_What you should do_
Each line that holds the word "page" counts once; give the total number of such lines and nothing else.

# Start of Information provided

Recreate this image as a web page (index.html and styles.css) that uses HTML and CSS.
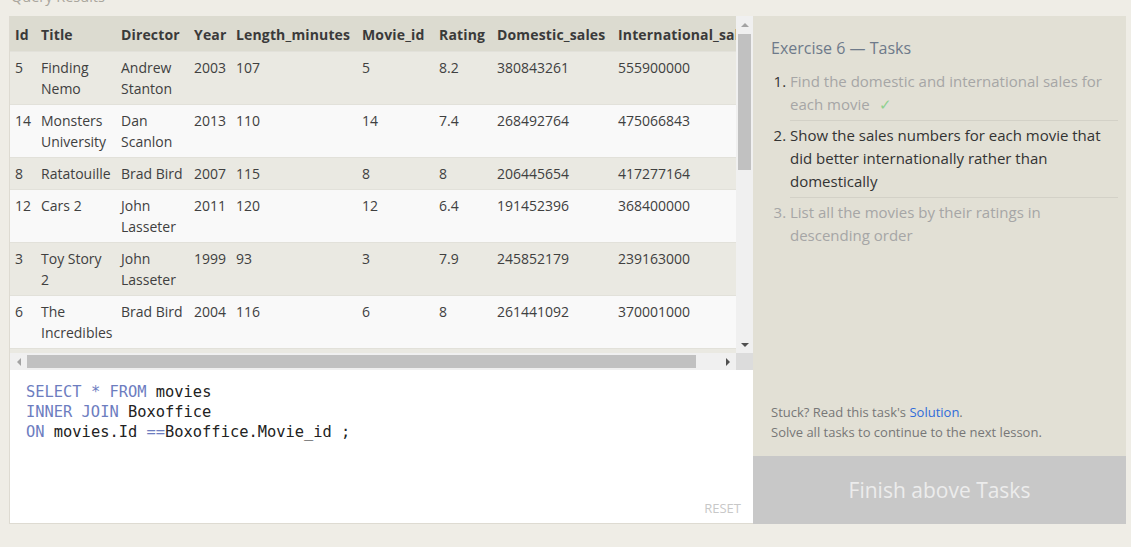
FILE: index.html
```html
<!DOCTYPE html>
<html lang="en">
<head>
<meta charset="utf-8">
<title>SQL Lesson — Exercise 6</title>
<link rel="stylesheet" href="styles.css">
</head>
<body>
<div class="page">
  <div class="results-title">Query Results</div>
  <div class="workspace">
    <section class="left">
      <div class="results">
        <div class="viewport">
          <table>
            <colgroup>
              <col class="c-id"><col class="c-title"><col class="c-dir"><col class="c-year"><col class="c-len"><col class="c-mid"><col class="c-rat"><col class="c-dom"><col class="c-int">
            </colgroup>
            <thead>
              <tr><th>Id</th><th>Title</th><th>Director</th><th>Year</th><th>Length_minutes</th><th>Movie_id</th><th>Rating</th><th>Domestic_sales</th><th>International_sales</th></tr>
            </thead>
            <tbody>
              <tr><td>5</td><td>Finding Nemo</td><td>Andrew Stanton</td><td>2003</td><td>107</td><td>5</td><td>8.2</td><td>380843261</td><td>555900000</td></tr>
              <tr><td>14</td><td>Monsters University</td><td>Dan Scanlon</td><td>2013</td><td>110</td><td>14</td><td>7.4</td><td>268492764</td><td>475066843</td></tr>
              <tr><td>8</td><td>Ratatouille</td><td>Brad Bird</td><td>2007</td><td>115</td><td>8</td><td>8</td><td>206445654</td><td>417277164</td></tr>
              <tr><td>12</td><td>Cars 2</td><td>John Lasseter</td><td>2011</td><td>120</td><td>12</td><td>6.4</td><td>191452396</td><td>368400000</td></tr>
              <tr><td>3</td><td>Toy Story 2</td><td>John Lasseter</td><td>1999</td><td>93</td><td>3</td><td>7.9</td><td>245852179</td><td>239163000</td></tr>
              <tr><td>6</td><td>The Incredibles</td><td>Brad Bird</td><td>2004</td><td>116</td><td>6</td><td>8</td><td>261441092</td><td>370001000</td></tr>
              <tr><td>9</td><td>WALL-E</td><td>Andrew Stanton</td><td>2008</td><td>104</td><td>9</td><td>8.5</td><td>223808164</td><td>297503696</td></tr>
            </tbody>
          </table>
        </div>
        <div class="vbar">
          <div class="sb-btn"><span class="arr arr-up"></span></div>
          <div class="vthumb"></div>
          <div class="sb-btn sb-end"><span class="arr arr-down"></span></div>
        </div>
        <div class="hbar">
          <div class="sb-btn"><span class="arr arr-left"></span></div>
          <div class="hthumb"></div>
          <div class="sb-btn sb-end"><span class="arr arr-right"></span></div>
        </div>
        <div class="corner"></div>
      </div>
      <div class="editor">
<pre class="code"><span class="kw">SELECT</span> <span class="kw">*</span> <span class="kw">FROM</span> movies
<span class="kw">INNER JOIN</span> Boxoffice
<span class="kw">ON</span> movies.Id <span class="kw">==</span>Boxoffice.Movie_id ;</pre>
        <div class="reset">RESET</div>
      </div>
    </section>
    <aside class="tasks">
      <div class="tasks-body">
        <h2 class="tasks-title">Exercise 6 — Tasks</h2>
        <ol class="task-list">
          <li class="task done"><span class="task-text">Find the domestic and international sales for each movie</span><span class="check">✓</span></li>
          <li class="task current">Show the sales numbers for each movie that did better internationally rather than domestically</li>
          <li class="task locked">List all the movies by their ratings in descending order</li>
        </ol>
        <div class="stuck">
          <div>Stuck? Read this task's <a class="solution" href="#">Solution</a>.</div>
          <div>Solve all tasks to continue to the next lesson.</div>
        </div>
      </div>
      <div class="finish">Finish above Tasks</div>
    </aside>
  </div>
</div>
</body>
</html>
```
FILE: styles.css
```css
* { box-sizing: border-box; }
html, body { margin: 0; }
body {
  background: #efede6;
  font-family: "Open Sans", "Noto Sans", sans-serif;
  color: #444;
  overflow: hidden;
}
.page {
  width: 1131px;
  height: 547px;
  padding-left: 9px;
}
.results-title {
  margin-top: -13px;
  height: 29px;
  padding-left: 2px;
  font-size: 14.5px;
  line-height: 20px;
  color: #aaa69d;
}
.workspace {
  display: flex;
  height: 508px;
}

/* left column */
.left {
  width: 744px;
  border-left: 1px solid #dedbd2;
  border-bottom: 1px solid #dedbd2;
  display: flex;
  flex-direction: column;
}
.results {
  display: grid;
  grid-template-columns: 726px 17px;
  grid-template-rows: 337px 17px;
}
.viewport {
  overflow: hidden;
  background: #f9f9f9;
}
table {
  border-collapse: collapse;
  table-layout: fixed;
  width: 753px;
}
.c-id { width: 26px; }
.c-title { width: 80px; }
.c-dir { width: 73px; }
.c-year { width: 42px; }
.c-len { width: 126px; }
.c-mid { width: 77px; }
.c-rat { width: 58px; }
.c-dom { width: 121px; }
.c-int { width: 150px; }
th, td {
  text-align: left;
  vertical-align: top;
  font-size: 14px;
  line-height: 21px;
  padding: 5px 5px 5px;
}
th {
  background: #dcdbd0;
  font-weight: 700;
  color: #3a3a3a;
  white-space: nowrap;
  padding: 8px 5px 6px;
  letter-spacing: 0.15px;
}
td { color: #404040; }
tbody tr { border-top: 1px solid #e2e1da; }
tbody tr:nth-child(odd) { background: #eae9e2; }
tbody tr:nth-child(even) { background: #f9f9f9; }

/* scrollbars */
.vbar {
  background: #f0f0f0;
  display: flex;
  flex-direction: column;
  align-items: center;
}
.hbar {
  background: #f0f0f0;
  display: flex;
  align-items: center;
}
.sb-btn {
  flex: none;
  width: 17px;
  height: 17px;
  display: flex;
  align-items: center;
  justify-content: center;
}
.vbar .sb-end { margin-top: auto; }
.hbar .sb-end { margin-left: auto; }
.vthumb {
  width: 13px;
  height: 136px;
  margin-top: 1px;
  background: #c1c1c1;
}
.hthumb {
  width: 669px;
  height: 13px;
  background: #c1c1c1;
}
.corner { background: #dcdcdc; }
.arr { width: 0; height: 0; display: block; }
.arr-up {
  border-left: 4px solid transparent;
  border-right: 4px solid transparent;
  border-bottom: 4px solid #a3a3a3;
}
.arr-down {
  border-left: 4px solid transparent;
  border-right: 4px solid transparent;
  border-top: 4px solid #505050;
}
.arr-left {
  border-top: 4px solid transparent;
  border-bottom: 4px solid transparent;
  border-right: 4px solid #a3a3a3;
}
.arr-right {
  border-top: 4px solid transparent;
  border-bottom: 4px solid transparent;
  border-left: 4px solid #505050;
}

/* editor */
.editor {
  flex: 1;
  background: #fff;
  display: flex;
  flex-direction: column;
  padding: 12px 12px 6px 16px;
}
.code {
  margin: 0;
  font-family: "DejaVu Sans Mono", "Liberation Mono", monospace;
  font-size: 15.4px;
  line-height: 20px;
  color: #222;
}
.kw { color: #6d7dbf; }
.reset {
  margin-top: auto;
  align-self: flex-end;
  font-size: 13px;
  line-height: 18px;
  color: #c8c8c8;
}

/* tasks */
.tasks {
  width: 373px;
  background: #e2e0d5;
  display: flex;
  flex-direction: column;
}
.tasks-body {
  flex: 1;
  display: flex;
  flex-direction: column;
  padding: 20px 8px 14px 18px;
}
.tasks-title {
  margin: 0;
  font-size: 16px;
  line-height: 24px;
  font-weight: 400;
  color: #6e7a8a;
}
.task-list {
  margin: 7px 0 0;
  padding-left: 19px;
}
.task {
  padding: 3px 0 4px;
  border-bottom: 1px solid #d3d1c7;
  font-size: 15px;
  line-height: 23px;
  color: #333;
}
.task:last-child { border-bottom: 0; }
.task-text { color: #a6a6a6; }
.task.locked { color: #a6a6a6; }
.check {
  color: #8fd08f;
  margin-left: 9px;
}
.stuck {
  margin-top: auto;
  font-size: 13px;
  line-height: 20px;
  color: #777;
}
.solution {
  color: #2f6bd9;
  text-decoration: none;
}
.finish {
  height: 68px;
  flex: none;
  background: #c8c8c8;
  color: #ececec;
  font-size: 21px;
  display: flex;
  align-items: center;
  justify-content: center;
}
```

# End of Information provided

_Solution to this exercise_
3